Last year’s Christmas concert was comprised of many arrangements, all put together by Patselas, who remains as the founder and leader of the club. In meetings, she fronts all news and encourages her classmates to continue working hard. Early in the making of the club, Patselas wrote and obtained a $1,200 grant, the use of which she helps delegate.

It was solely thanks to Patselas’ love for music that started the club, and in the first semester of its existence only a year ago, Patselas states that nobody in the club knew how to write music, and that the members found themselves looking online for sheet music to play.

Shortly after the club became a class, Patselas says that’s when she knew it was “sustainable,” and would last past her time.
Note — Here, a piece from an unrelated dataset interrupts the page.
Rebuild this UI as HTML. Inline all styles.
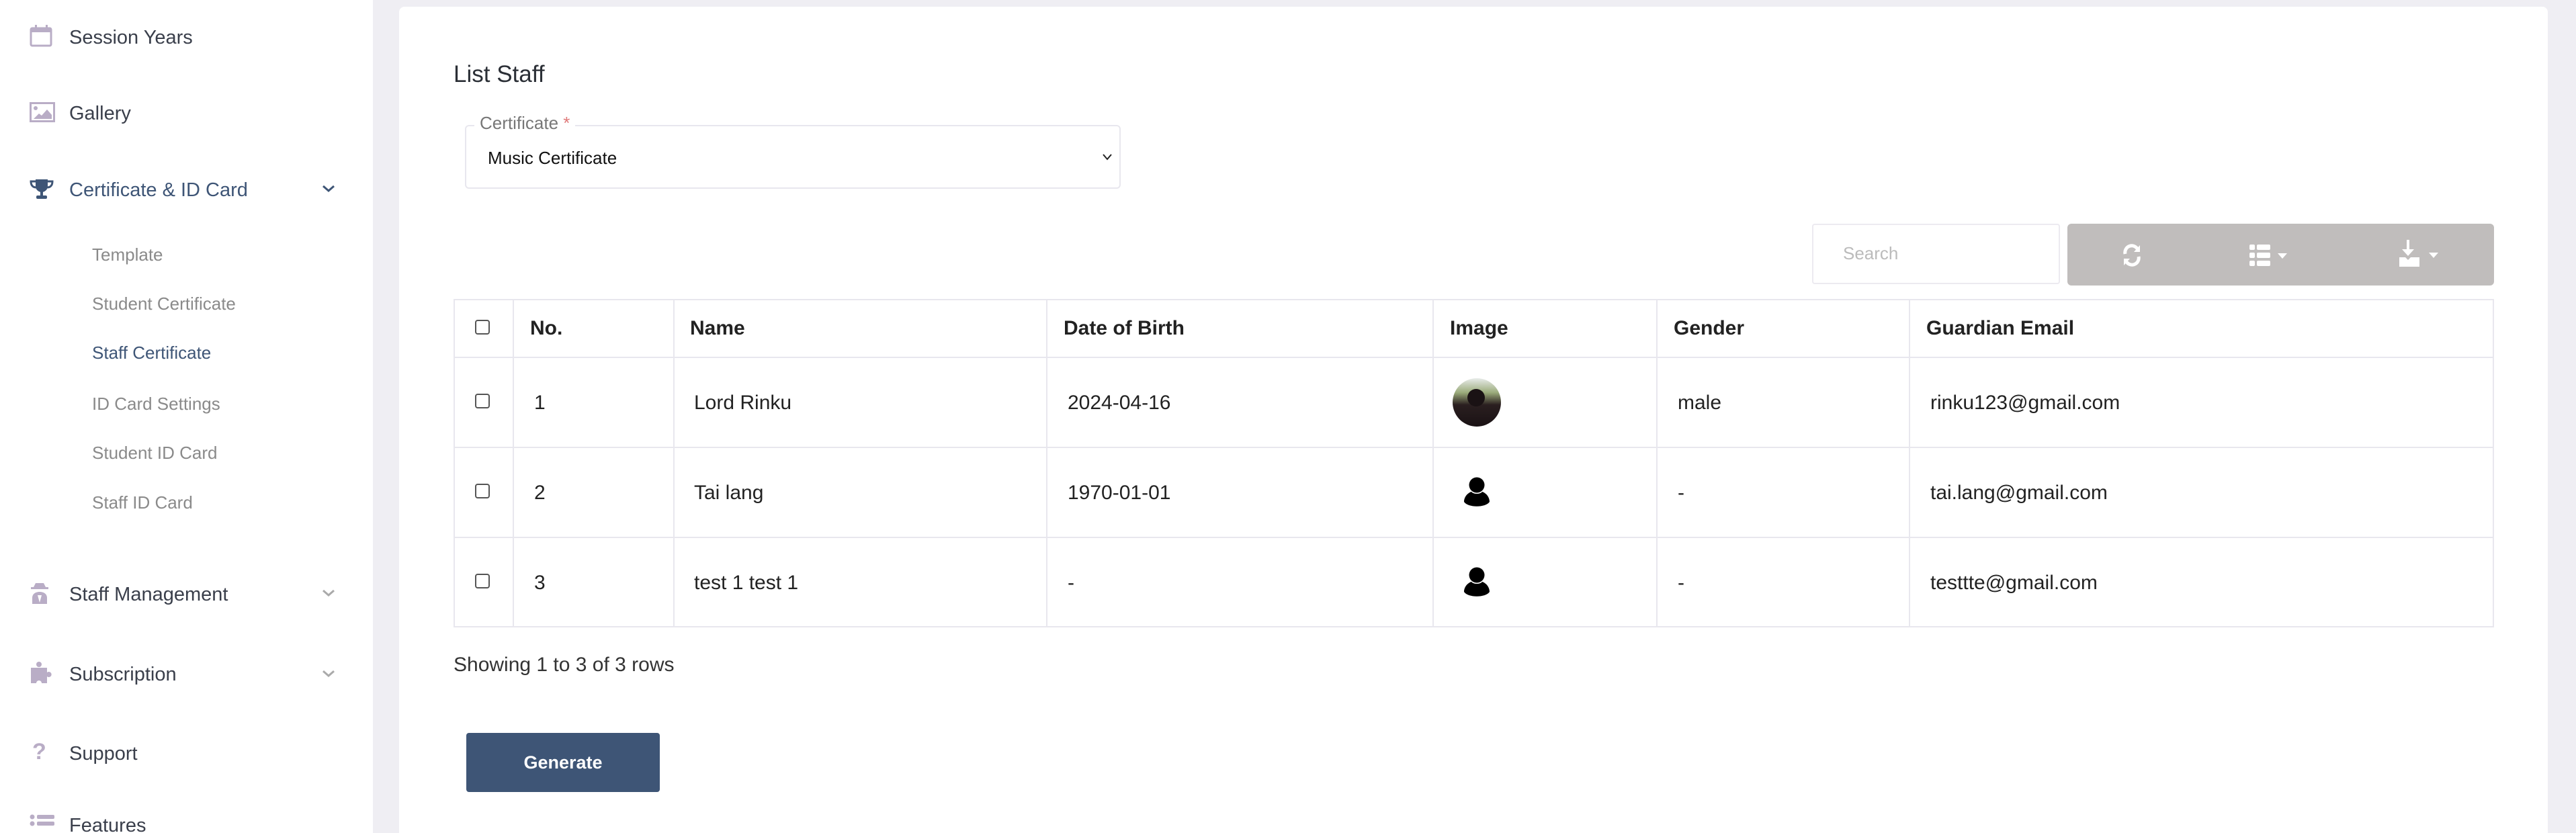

Patselas says the club is even working on their own sentimental school song for the club to play during the upcoming graduation ceremonies.

“My motivation was that there wasn’t anything here for the students, and now there is,” said Patselas. “It’s not perfect, it’s not anything like a real orchestra, but it’s getting there and it could be if people keep trying to make it happen.”

After graduation, Patselas hopes to continue her musical studies, and would like to pursue a career in arts management. Although Patselas has made dynamic strides in leaving her own mark on WCC, she speaks with high hopes of her classmates continuing to rehearse and gain momentum after she walks across the stage.

Patselas said her main struggle is knowing she is in an industry that isn’t necessarily the highest-earning field. As the child of engineers, she grew up hearing the infamous “there’s no money in that,” but her strength and passion for music have continued vigorously.

“Music is my life. Outside of music, I don’t do much else. It’s part of being a music major: outside of that, you can’t imagine doing anything else,” stated Patselas.